Dans l’urgence, on n’a pas vraiment le temps de tourner un vrai clip et c’est une prestation du groupe dans l’émission Bananas que va récupérer la maison de disques pour promouvoir la chanson. Commercialisée en Allemagne le 14 mai 1984, Sounds Like a Melody est bien entendu accompagnée de sa version longue de près de 8 minutes en maxi 45 tours et, fait plus rare, la face B à elle aussi droit à sa version rallongée. La version album de Sounds Like a Melody, qui paraîtra sur le premier 33 tours du groupe en septembre de la même année, sera quant à elle retravaillée grâce à un mixage beaucoup plus subtil et soigné. En plus d’offrir une dizaine de secondes supplémentaires, on y trouve de nouvelles percussions, quelques effets ajoutés ou retirés, et surtout de vraies cordes enregistrées par l’orchestre de l’Opéra allemand de Berlin, arrangées par Wolfgang Loos, et qui se mêlent habilement aux synthétiseurs. Le final en devient symphonique, cordes et boîtes à rythmes se superposent en une envolée lyrique de toute beauté, et le morceau se dévoile désormais dans toute son ampleur.

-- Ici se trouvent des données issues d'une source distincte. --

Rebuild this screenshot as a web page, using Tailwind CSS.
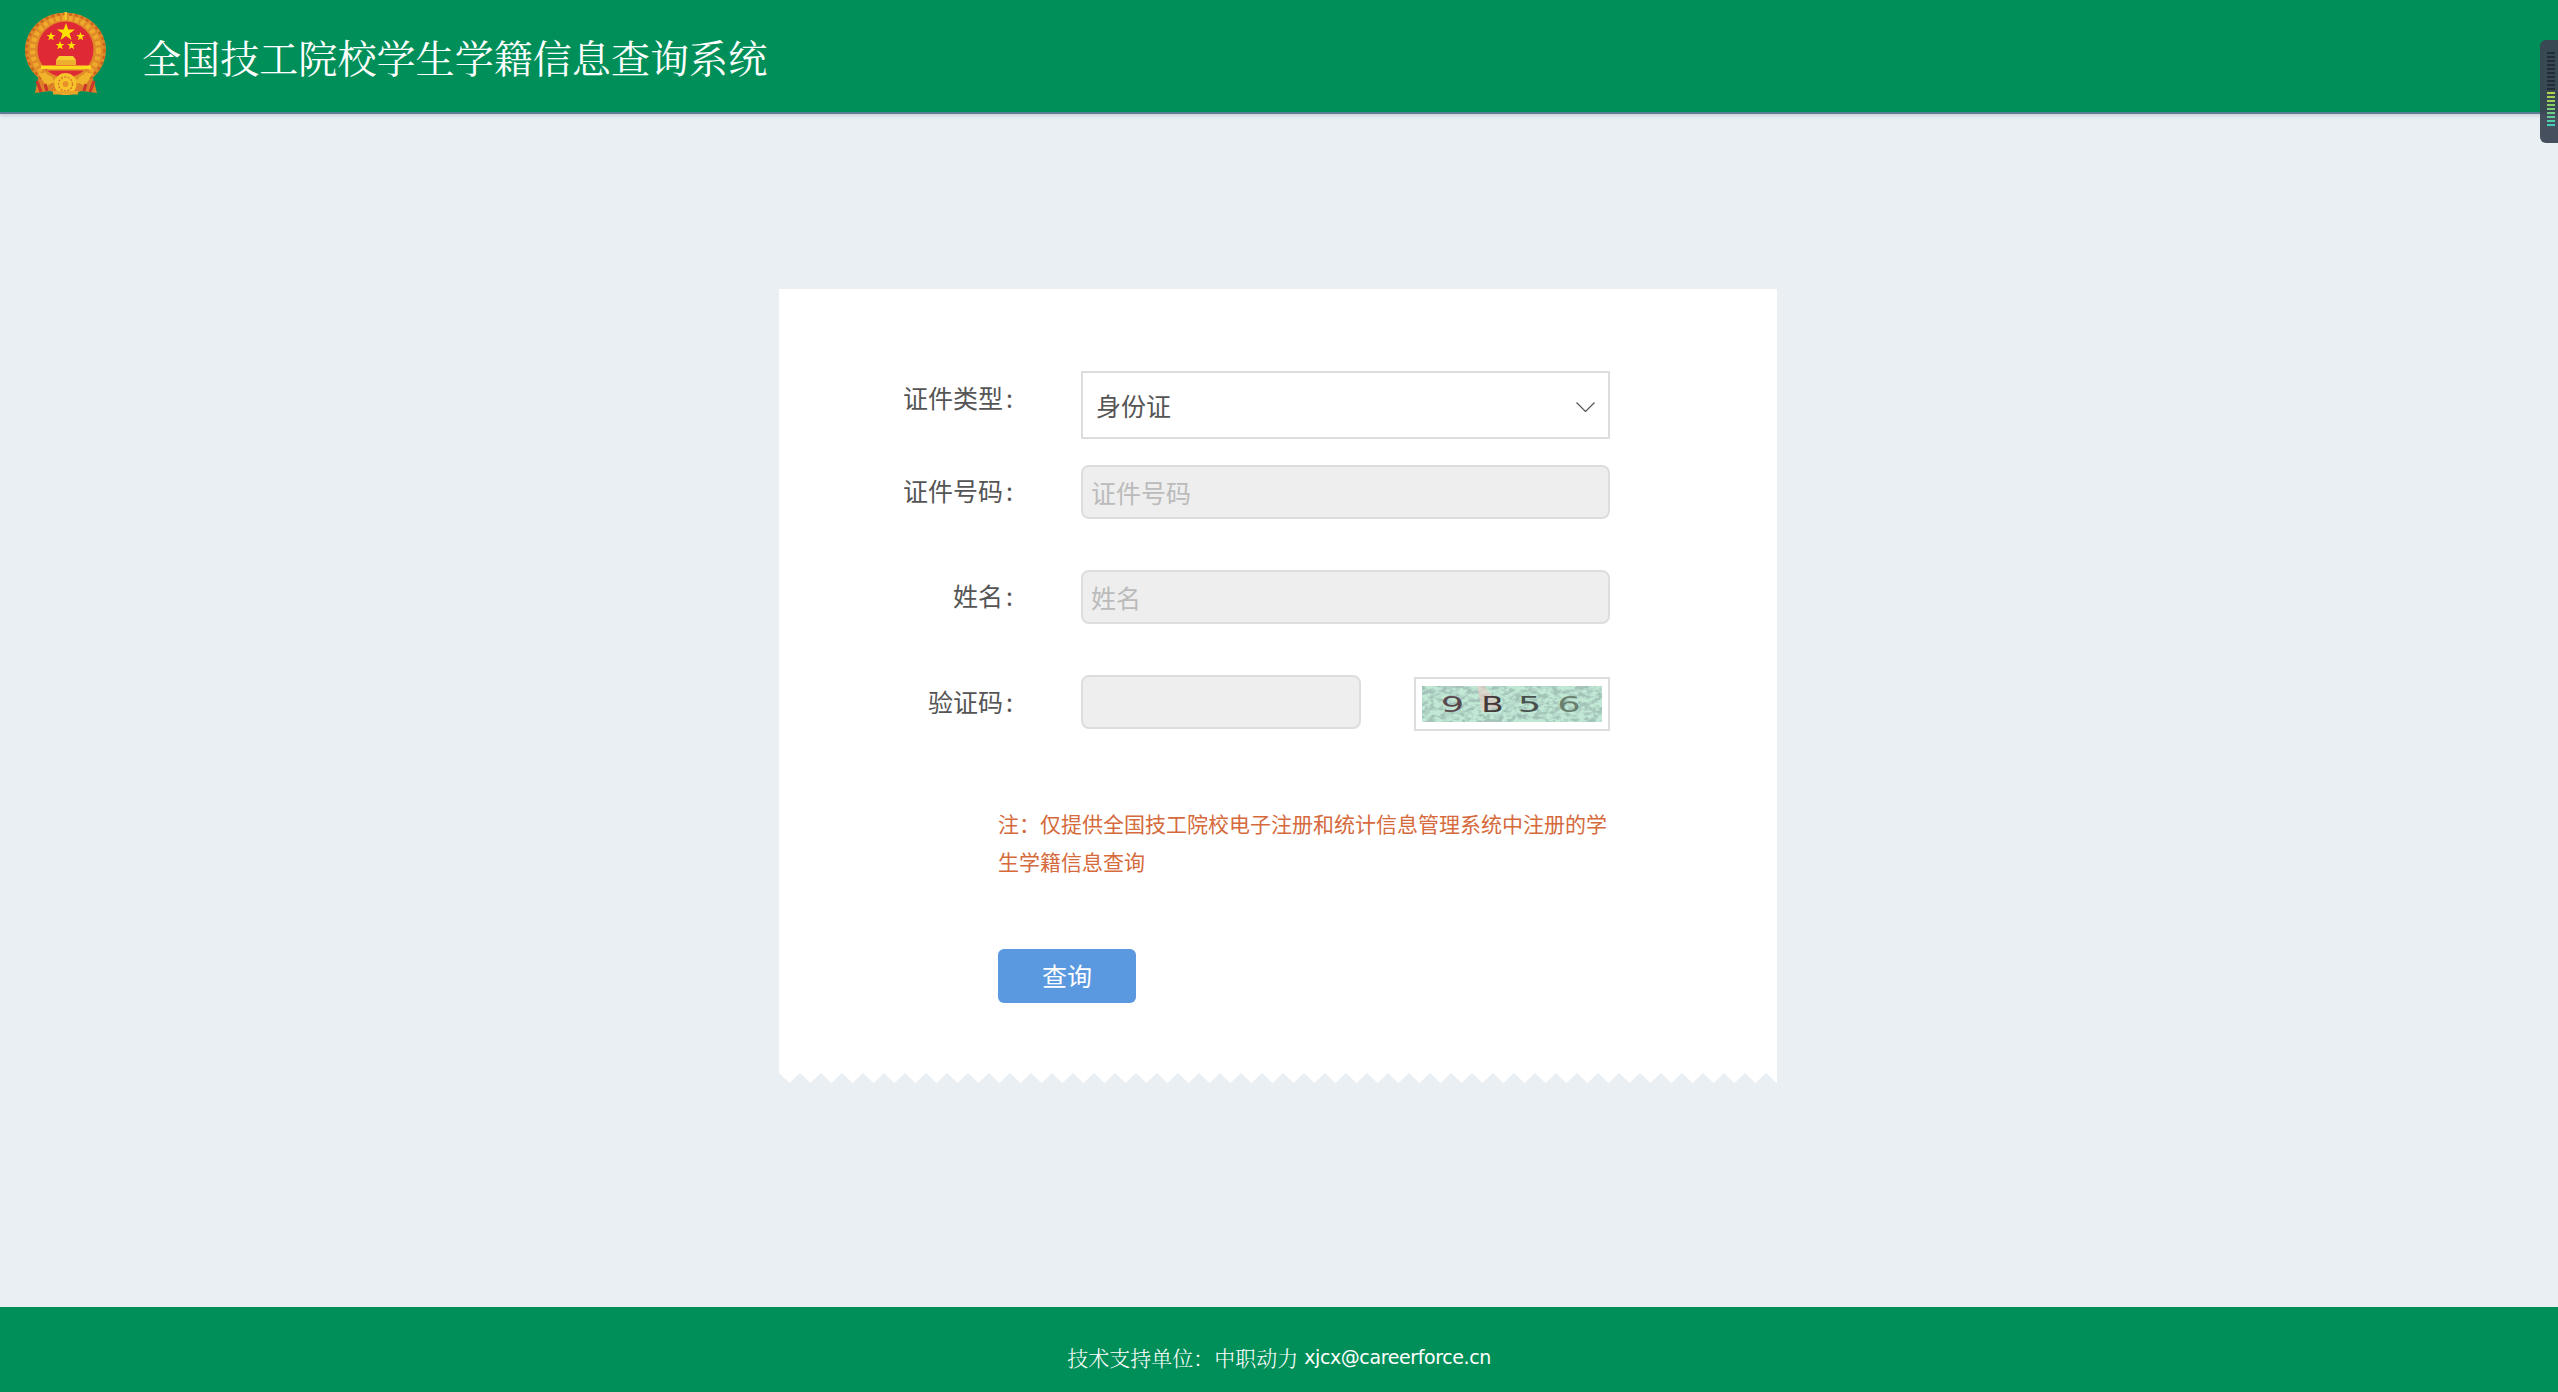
<!DOCTYPE html>
<html lang="zh-CN">
<head>
<meta charset="utf-8">
<title>全国技工院校学生学籍信息查询系统</title>
<script src="https://cdn.jsdelivr.net/npm/@tailwindcss/browser@4"></script>
</head>
<body class="m-0 bg-[#eaeff3] font-['Noto_Sans_CJK_SC',sans-serif] text-[#555]">
<div class="relative flex h-[1392px] w-full flex-col overflow-hidden">
  <header class="flex h-[114px] shrink-0 items-start border-b-2 border-[#5d7f95] bg-[#008f59] pl-[25px] shadow-[0_2px_3px_rgba(0,0,0,0.12)]">
    <svg class="mt-[12px] h-[84px] w-[81px] shrink-0" viewBox="25 12 81 84" aria-hidden="true">
      <path d="M38 78 L35 93 L50 91 L62 95 L70 95 L82 91 L97 93 L93 78 Z" fill="#dd7f28"/>
      <ellipse cx="65.500" cy="50" rx="40.500" ry="37.500" fill="#e08a28"/>
      <ellipse cx="65.500" cy="50" rx="39" ry="36" fill="none" stroke="#c9651e" stroke-width="2.500" stroke-dasharray="3 3"/>
      <ellipse cx="65.500" cy="50" rx="33" ry="32" fill="none" stroke="#efa92c" stroke-width="5" stroke-dasharray="4 2.500"/>
      <rect x="64.500" y="12" width="2.500" height="8" fill="#f3c52c"/>
      <circle cx="65.500" cy="49.500" r="28" fill="#df2a36"/>
      <polygon fill="#ffe100" points="66,23 68.200,29.500 75,29.500 69.500,33.500 71.600,40 66,36 60.400,40 62.500,33.500 57,29.500 63.800,29.500"/>
      <polygon fill="#ffe100" points="51,32 52.100,35.100 55.400,35.100 52.700,37.100 53.700,40.300 51,38.400 48.300,40.300 49.300,37.100 46.600,35.100 49.900,35.100"/>
      <polygon fill="#ffe100" points="80.500,32 81.600,35.100 84.900,35.100 82.200,37.100 83.200,40.300 80.500,38.400 77.800,40.300 78.800,37.100 76.100,35.100 79.400,35.100"/>
      <polygon fill="#ffe100" points="60,41 61.100,44.100 64.400,44.100 61.700,46.100 62.700,49.300 60,47.400 57.300,49.300 58.300,46.100 55.600,44.100 58.900,44.100"/>
      <polygon fill="#ffe100" points="71.500,41 72.600,44.100 75.900,44.100 73.200,46.100 74.200,49.300 71.500,47.400 68.800,49.300 69.800,46.100 67.100,44.100 70.400,44.100"/>
      <polygon fill="#f6cf2e" points="59,56 73,56 76,60 56,60"/>
      <rect x="56" y="60" width="20" height="5" fill="#eeb02c"/>
      <rect x="41" y="65.500" width="50" height="3.500" fill="#ffd91c"/>
      <rect x="47" y="69" width="38" height="1.500" fill="#e0a226"/>
      <path d="M38 73 Q50 72 55 82 L46 86 Z M93 73 Q81 72 76 82 L85 86 Z" fill="#f0b52b"/>
      <path d="M37 81 L41 92 M45 84 L47 91 M94 81 L90 92 M86 84 L84 91" stroke="#c9362b" stroke-width="3"/>
      <circle cx="65.500" cy="84" r="11" fill="#f6c42a"/>
      <circle cx="65.500" cy="84" r="7" fill="none" stroke="#d9772a" stroke-width="1.500" stroke-dasharray="2 1.500"/>
      <circle cx="65.500" cy="84" r="3" fill="#e8912a"/>
      <rect x="53" y="91" width="25" height="3.500" fill="#e9a429"/>
    </svg>
    <h1 class="ml-[36px] mt-[32px] whitespace-nowrap font-['SimSun','Noto_Serif_CJK_SC','Noto_Sans_CJK_SC',serif] text-[39.100px] leading-[48px] font-normal text-white">全国技工院校学生学籍信息查询系统</h1>
  </header>

  <main class="flex-1">
    <section class="mt-[175px] ml-[779px] w-[998px]">
      <form class="bg-white pt-[82px] pb-[70px]">
        <div class="flex h-[68px] items-center gap-[67px]">
          <label class="w-[235px] pb-[14px] pr-px text-right text-[25px]">证件类型<span class="ml-[3px]">:</span></label>
          <div class="relative w-[529px]">
            <select class="h-[68px] w-full appearance-none rounded-none border-2 border-[#ddd] bg-white pt-[2px] pl-[13px] text-[25px] text-[#555] outline-none">
              <option>身份证</option>
            </select>
            <svg class="absolute top-[31px] right-[15px] h-[10px] w-[19px]" viewBox="0 0 19 10" fill="none" stroke="#555" stroke-width="1.200" aria-hidden="true"><path d="M0.500 0.500 L9.500 9.500 L18.500 0.500"/></svg>
          </div>
        </div>
        <div class="mt-[26px] flex h-[54px] items-center gap-[67px]">
          <label class="w-[235px] pb-[2px] pr-px text-right text-[25px]">证件号码<span class="ml-[3px]">:</span></label>
          <input placeholder="证件号码" class="h-[54px] w-[529px] rounded-lg border-2 border-[#ddd] bg-[#eee] px-[8px] text-[25px] outline-none placeholder:text-[#bbb]">
        </div>
        <div class="mt-[51px] flex h-[54px] items-center gap-[67px]">
          <label class="w-[235px] pb-[2px] pr-px text-right text-[25px]">姓名<span class="ml-[3px]">:</span></label>
          <input placeholder="姓名" class="h-[54px] w-[529px] rounded-lg border-2 border-[#ddd] bg-[#eee] px-[8px] text-[25px] outline-none placeholder:text-[#bbb]">
        </div>
        <div class="mt-[51px] flex h-[56px] items-start gap-[67px]">
          <label class="w-[235px] pt-[8px] pr-px text-right text-[25px]">验证码<span class="ml-[3px]">:</span></label>
          <input class="h-[54px] w-[280px] rounded-lg border-2 border-[#ddd] bg-[#eee] px-[8px] text-[24px] outline-none">
          <div class="-ml-[14px] mt-[2px] flex h-[54px] w-[196px] items-center justify-center border-2 border-[#ddd] bg-white">
            <svg class="block h-[36px] w-[180px]" viewBox="0 0 180 36" aria-label="验证码图片">
              <defs>
                <filter id="noise" x="0" y="0" width="100%" height="100%" color-interpolation-filters="sRGB">
                  <feTurbulence type="fractalNoise" baseFrequency="0.16 0.24" numOctaves="4" seed="11"/>
                  <feColorMatrix type="matrix" values="0 0 0 0 0.64  0 0 0 0 0.76  0 0 0 0 0.72  3.500 0 0 0 -1.350"/>
                </filter>
              </defs>
              <rect width="180" height="36" fill="#c2e9d6"/>
              <rect width="180" height="36" filter="url(#noise)"/>
              <polygon points="55,0 62,0 78,20 60,26" fill="#f0c8c4" opacity="0.55"/>
              <g font-family="'DejaVu Sans',sans-serif" font-size="20.500" text-anchor="middle">
                <text transform="translate(30.500 26) scale(1.8 1)" fill="#5a4a50">9</text>
                <text transform="translate(70.500 26) scale(1.6 1)" fill="#453838">B</text>
                <text transform="translate(107.500 26) scale(1.8 1)" fill="#47504c">5</text>
                <text transform="translate(147 26) scale(1.8 1)" fill="#69806e">6</text>
              </g>
            </svg>
          </div>
        </div>
        <p class="mt-[73px] ml-[219px] w-[620px] text-[21px] leading-[38px] text-[#d56a3c]">注：仅提供全国技工院校电子注册和统计信息管理系统中注册的学生学籍信息查询</p>
        <button type="button" class="mt-[69px] ml-[219px] block h-[54px] w-[138px] rounded-md bg-[#5a98df] text-[25px] text-white">查询</button>
      </form>
      <svg class="block h-[10px] w-[998px]" viewBox="0 0 998 10" aria-hidden="true">
        <defs><pattern id="zig" width="21" height="10" patternUnits="userSpaceOnUse"><polygon points="0,0 21,0 10.500,10" fill="#fff"/></pattern></defs>
        <rect width="998" height="10" fill="url(#zig)"/>
      </svg>
    </section>
  </main>

  <footer class="flex h-[85px] shrink-0 items-start justify-center bg-[#008f59] pt-[36px] text-[21px] leading-[28px] text-white">
    <span class="font-['SimSun','Noto_Serif_CJK_SC','Noto_Sans_CJK_SC',sans-serif] font-light">技术支持单位：中职动力</span>
    <span class="ml-[6px] font-['DejaVu_Sans',sans-serif] text-[19px] tracking-[-0.4px]">xjcx@careerforce.cn</span>
  </footer>

  <aside class="absolute top-[40px] right-0 flex h-[103px] w-[18px] flex-col gap-[1.800px] rounded-l-md bg-[#3c4654]/95 py-[12px] pl-[7px]" aria-hidden="true">
    <i class="block h-[2.200px] w-[8px] bg-[#222c38]"></i><i class="block h-[2.200px] w-[8px] bg-[#222c38]"></i><i class="block h-[2.200px] w-[8px] bg-[#222c38]"></i><i class="block h-[2.200px] w-[8px] bg-[#222c38]"></i><i class="block h-[2.200px] w-[8px] bg-[#222c38]"></i><i class="block h-[2.200px] w-[8px] bg-[#222c38]"></i><i class="block h-[2.200px] w-[8px] bg-[#222c38]"></i><i class="block h-[2.200px] w-[8px] bg-[#222c38]"></i><i class="block h-[2.200px] w-[8px] bg-[#222c38]"></i><i class="block h-[2.200px] w-[8px] bg-[#222c38]"></i>
    <i class="block h-[2.200px] w-[8px] bg-[#b3d34d]"></i><i class="block h-[2.200px] w-[8px] bg-[#a8d254]"></i><i class="block h-[2.200px] w-[8px] bg-[#9dd05c]"></i><i class="block h-[2.200px] w-[8px] bg-[#8ecf68]"></i><i class="block h-[2.200px] w-[8px] bg-[#80cf78]"></i><i class="block h-[2.200px] w-[8px] bg-[#72cf88]"></i><i class="block h-[2.200px] w-[8px] bg-[#62ce98]"></i><i class="block h-[2.200px] w-[8px] bg-[#52cea8]"></i><i class="block h-[2.200px] w-[8px] bg-[#45ceb5]"></i>
  </aside>
</div>
</body>
</html>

Entré dans les charts allemands le 4 juin alors que Big in Japan est encore 12e, Sounds Like a Melody grimpe jusqu’à la 3e place le 23 juillet et devient disque d’or. En France, le single est commercialisé quelques mois plus tard et le succès est également au rendez-vous avec une 10e place au Top 50 début février 1985 et plus de 300 000 ventes.

Le thème de Sounds Like a Melody inspirera d’autres musiciens, et notamment le groupe Cappella qui l’utilise en 1993 sur son morceau U Got 2 Let the Music qui devient un très gros succès.